The transfer molding method (4) of the aforesaid conventional methods of manufacturing a recording head enables the process for precisely aligning the two substrates and bonding them to each other to be eliminated. Therefore, precise, reliable, and low cost ink jet recording heads, which can easily be mass-produced, can be manufactured by simple processes while decreasing the number of the processes. However, the manufactured recording head sometimes encounters a defect because thermal stress generated in the recording head at the time of the transfer molding process due to the contraction of the resin at the time of hardening and due to the difference in the expansion coefficient between the resin and the substrate causes the substrate to be broken at the time of the cutting process performed for the purpose of forming the discharge port and causes the resin and the substrate to be separated from each other.
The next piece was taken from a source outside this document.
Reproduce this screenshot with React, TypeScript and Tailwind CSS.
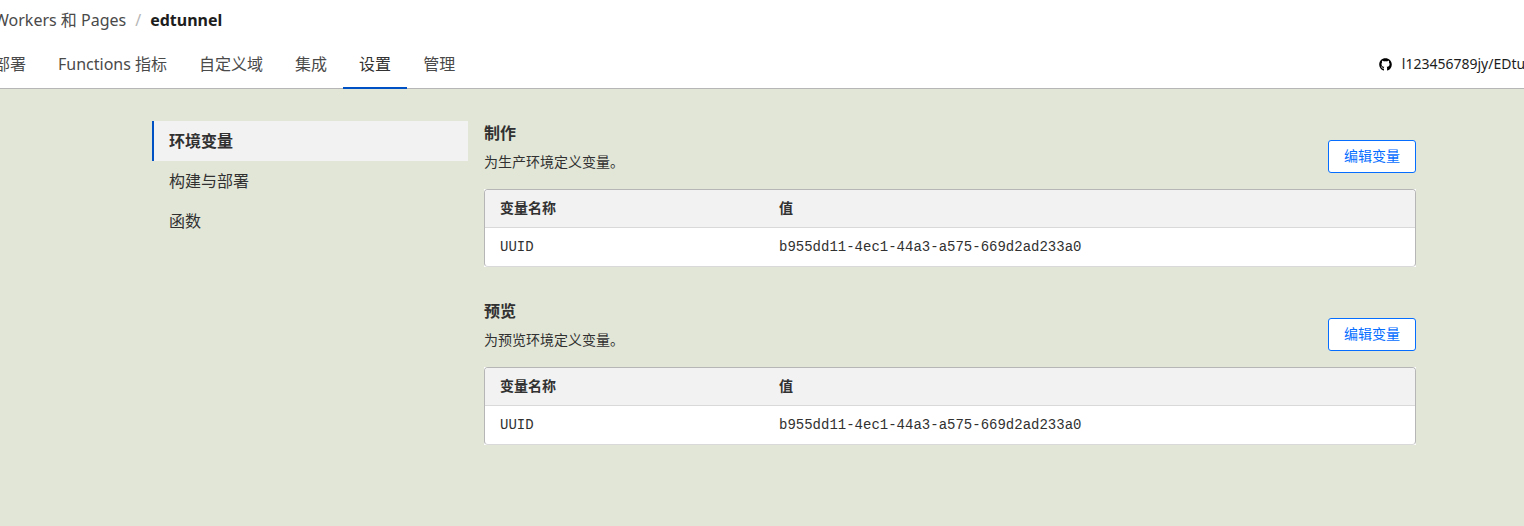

If the recording head is allowed to stand in a high temperature and high humidity condition for a long time, the interface between the resin and the substrate can be separated. It can be considered that the reason for this lies in that the adhesion between the resin and the substrate deteriorates due to the thermal stress generated at the time of manufacturing the recording head and due to the ink resistance of the resin. If the separate takes place in the interface between the resin and the substrate, pressure waves propagate to the adjacent nozzle while affecting the ink discharge.